2001年にはカリフォルニア州で児童ポルノビデオ所持にからむ5件の罪で起訴されたカー容疑者だが、それ以前にも「少女」をめぐってトラブルを起こしていた。NBCニュースによると、1984年にカー容疑者は19歳で結婚するが、相手は当時13歳の少女だった(一部メディアはカー容疑者が18歳で、相手の少女が12歳だったと報じている)。地元の裁判所は翌年になって、婚姻無効を宣告している。しばらくして2度目の結婚を行ったカー容疑者だが、妻の年齢は16歳だった。2001年にカー容疑者が児童ポルノ所持で起訴された数日後、2人は離婚している。18日付のロッキーマウンテン・ニュースはカー容疑者がコロラド大学のマイケル・トレイシー教授に送ったメールの一部内容を報じたが、メールではカー容疑者が「僕の愛する人であり、僕の人生でもあった」と、ジョンベネちゃんへの愛情を繰り返し語っている。また、メールの中ではカー容疑者が映画『ファインディング・ネバーランド』について語ったり、マイケル・ジャクソンの性癖を擁護する箇所なども存在する。

仕事の中でこのジョンベネちゃん殺害事件について何度か取り上げたんだけど、大学院時代に「メディアの倫理」の授業でこの事件を取り上げていたのを思い出した。事件発生当時、アメリカ国内のメディアはジョンベネちゃんの父親ジョンさんや母親のパッツィさんが犯人ではという報道を繰り返し、FOXニュースのビル・オライリーなんかは最近まで自分の番組内でジョンさんらを「殺人犯」と繰り返し呼んでいた。自尊心のあるアメリカ人はビル・オライリーをジャーナリストとは考えないし、FOXニュースを報道機関とは考えることはないけれど、それでも彼のようなビッグネームによる発言は凄く影響力があったのも事実だと思う。
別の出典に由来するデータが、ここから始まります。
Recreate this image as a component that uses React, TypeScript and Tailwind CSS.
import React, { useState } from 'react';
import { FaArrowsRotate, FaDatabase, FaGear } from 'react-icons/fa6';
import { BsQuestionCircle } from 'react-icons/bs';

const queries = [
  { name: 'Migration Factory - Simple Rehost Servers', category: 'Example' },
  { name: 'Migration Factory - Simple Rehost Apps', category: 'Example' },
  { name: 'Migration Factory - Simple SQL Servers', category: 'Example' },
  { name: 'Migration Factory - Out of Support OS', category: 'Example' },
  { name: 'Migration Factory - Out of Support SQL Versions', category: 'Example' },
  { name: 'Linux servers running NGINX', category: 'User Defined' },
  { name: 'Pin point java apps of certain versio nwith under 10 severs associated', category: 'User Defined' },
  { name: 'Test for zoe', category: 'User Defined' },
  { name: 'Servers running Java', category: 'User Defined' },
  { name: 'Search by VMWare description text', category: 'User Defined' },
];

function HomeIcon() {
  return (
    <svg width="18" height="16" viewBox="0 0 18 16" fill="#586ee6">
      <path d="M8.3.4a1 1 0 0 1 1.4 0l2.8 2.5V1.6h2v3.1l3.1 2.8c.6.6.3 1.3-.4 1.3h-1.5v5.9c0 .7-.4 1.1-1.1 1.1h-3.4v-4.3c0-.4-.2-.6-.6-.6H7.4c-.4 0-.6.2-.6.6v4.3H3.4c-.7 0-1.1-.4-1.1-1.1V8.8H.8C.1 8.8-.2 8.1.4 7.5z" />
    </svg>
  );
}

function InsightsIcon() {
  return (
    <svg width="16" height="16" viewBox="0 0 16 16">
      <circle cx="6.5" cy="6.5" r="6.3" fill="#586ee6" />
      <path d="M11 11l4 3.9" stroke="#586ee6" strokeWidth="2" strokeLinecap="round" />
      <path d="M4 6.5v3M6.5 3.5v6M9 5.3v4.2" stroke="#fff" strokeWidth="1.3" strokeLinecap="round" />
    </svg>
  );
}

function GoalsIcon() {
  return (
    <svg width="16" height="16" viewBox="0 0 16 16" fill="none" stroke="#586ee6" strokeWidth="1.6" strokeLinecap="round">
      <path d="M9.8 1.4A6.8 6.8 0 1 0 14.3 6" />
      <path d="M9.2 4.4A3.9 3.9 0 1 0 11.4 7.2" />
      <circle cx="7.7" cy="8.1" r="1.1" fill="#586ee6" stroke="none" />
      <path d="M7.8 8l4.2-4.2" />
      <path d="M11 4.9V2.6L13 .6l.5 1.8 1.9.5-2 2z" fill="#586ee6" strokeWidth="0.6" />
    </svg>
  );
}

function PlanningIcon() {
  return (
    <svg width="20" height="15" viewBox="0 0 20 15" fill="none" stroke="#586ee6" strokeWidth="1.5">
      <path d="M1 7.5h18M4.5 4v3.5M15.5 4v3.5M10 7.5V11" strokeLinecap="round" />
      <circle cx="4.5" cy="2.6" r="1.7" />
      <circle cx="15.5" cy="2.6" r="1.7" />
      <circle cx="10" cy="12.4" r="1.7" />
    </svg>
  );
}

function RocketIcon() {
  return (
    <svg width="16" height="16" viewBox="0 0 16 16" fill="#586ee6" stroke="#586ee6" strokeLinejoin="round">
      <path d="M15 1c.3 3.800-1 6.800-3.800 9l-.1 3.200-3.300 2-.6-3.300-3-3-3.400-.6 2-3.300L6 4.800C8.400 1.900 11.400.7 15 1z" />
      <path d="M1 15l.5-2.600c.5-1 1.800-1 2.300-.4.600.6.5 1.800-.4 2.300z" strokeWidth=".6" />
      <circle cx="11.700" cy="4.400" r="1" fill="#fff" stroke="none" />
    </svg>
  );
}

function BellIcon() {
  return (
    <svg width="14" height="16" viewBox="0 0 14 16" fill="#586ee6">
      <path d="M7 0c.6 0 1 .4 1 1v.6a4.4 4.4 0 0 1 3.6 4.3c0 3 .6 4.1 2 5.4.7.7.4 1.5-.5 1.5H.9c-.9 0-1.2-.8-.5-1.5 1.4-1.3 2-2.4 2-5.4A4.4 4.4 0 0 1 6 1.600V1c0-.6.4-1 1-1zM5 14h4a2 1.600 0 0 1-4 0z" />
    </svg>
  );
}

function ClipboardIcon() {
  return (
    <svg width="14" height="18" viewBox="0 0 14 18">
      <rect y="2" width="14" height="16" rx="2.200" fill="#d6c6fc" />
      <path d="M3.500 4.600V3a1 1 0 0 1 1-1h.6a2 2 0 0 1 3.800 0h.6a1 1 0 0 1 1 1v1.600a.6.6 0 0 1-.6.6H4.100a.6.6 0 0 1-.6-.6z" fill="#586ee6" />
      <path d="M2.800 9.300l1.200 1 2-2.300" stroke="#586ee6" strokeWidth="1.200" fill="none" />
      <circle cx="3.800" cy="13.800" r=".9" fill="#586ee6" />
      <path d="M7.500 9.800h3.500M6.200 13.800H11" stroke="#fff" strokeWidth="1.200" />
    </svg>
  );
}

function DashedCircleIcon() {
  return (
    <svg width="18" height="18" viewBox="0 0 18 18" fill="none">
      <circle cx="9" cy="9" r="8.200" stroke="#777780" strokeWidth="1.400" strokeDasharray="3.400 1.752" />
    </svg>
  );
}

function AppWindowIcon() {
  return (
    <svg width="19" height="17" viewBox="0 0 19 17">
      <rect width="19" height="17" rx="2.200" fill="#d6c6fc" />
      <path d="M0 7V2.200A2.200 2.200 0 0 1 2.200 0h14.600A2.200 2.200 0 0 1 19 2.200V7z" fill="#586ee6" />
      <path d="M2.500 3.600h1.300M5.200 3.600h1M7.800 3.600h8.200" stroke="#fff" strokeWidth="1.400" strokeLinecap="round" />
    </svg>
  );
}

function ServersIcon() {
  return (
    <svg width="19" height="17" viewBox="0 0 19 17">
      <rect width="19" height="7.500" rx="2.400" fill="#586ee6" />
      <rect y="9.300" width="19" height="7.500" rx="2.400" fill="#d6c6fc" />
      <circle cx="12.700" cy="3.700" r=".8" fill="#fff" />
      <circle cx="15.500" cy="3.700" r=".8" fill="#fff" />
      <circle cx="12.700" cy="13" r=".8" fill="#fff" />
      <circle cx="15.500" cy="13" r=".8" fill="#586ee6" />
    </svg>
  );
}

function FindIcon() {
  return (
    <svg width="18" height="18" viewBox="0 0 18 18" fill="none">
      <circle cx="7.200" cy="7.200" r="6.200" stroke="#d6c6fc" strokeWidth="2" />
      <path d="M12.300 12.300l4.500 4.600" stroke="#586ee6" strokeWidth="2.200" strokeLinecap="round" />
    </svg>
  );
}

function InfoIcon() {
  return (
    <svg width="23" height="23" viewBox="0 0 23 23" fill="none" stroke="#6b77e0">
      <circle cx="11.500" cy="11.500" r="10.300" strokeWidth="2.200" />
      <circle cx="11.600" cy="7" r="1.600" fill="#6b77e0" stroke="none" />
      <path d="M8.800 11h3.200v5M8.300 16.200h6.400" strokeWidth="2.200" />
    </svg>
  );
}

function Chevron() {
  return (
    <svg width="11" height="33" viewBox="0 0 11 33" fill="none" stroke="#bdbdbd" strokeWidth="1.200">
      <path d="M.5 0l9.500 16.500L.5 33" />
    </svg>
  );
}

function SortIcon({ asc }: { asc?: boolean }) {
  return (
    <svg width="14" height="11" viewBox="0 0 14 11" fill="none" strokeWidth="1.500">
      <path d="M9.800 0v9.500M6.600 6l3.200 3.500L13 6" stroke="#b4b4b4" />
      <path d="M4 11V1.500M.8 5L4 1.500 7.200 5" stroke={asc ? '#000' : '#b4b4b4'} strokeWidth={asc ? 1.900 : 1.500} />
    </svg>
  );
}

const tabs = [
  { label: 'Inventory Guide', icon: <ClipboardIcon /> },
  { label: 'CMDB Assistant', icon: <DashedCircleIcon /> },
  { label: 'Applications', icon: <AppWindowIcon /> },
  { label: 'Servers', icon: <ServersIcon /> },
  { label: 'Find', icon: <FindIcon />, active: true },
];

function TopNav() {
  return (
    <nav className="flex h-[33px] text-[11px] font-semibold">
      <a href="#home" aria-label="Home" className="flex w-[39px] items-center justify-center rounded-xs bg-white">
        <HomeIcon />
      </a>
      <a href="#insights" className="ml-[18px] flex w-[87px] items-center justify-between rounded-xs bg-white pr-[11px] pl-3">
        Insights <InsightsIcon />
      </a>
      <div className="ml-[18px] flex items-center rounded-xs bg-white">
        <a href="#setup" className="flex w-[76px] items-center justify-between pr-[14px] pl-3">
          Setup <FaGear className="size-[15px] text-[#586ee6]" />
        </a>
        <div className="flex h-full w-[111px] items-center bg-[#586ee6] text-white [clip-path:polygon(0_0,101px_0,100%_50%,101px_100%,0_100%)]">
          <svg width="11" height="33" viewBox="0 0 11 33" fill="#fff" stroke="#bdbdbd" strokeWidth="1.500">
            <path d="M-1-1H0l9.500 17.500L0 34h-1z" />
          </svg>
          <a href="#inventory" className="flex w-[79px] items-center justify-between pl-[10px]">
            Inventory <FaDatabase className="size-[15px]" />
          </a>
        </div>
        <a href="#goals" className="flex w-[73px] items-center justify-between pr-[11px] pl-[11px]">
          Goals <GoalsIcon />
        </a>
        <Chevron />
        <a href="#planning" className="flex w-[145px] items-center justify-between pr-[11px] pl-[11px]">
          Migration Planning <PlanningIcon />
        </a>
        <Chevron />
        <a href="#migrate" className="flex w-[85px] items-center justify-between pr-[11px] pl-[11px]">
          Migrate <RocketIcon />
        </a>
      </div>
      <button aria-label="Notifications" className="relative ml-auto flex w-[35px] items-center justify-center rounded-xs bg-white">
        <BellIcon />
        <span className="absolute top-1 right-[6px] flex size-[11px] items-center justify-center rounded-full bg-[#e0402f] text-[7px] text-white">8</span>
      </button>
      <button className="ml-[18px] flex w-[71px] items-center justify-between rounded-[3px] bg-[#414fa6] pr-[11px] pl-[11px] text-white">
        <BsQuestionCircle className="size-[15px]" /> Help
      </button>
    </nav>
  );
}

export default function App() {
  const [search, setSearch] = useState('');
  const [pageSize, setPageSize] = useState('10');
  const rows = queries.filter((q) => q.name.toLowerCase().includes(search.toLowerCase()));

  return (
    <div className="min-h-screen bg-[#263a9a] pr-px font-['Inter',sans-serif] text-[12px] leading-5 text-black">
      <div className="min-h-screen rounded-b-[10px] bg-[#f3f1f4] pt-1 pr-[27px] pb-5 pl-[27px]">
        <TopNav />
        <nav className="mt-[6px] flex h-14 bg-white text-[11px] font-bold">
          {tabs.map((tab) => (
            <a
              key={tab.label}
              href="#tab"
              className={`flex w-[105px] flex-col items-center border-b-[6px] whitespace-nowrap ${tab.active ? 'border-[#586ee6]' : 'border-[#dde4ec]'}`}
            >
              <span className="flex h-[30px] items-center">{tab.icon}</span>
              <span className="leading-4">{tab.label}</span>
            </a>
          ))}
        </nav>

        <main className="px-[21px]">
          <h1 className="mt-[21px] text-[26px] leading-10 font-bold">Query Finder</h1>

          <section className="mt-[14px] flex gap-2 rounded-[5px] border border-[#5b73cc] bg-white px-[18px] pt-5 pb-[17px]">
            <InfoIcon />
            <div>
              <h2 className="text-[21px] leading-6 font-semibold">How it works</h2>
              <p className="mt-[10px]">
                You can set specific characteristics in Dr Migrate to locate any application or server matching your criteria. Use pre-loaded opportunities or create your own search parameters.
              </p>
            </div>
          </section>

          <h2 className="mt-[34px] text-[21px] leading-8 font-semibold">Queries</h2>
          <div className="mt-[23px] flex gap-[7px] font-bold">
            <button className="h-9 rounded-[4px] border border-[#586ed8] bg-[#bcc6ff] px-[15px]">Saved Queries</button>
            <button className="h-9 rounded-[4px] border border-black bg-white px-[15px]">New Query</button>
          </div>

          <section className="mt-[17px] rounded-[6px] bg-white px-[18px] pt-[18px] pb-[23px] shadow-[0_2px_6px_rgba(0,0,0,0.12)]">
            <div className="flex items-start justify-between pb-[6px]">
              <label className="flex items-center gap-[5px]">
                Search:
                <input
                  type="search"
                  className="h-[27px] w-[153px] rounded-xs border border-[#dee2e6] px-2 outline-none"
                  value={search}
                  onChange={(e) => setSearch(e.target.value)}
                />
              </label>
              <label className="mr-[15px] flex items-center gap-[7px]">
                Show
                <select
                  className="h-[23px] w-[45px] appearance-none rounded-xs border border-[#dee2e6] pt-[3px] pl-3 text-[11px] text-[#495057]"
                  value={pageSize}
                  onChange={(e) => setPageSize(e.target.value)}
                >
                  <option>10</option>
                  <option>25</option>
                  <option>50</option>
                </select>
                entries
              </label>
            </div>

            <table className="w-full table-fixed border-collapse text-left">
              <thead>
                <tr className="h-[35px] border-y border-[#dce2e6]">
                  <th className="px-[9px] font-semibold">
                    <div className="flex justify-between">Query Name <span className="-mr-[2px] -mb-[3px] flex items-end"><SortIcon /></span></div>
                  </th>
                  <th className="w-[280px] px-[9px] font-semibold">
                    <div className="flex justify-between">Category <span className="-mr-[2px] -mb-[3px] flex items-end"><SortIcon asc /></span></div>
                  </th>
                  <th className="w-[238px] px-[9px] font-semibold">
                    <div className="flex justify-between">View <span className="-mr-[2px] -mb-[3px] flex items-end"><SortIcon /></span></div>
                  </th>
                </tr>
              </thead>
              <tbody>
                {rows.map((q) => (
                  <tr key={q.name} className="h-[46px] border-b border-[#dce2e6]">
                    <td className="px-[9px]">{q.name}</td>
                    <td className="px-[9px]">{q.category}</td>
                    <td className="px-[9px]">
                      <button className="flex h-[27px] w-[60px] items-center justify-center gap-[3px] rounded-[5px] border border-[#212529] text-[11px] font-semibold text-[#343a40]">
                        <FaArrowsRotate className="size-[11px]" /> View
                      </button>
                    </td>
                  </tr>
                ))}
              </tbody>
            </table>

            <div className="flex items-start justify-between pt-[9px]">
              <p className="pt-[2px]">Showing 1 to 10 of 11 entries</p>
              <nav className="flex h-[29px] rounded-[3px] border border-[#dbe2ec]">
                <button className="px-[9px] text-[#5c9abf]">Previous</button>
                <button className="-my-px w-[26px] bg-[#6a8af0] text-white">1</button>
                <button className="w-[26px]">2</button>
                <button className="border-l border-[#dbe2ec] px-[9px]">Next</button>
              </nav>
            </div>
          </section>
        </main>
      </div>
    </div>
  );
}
ソフトウェア事業で成功していたジョンさんは追われるようにミシガン州に移っている。ハリソン・フォードが出演した映画のタイトルにもなった「推定無罪」という理念が、約10年前のボルダーで受け入れられることはなかった。どこか松本サリン事件にも似た話だと思うけど、カー容疑者に関する報道で、アメリカのメディアはどう動いていくのだろうか?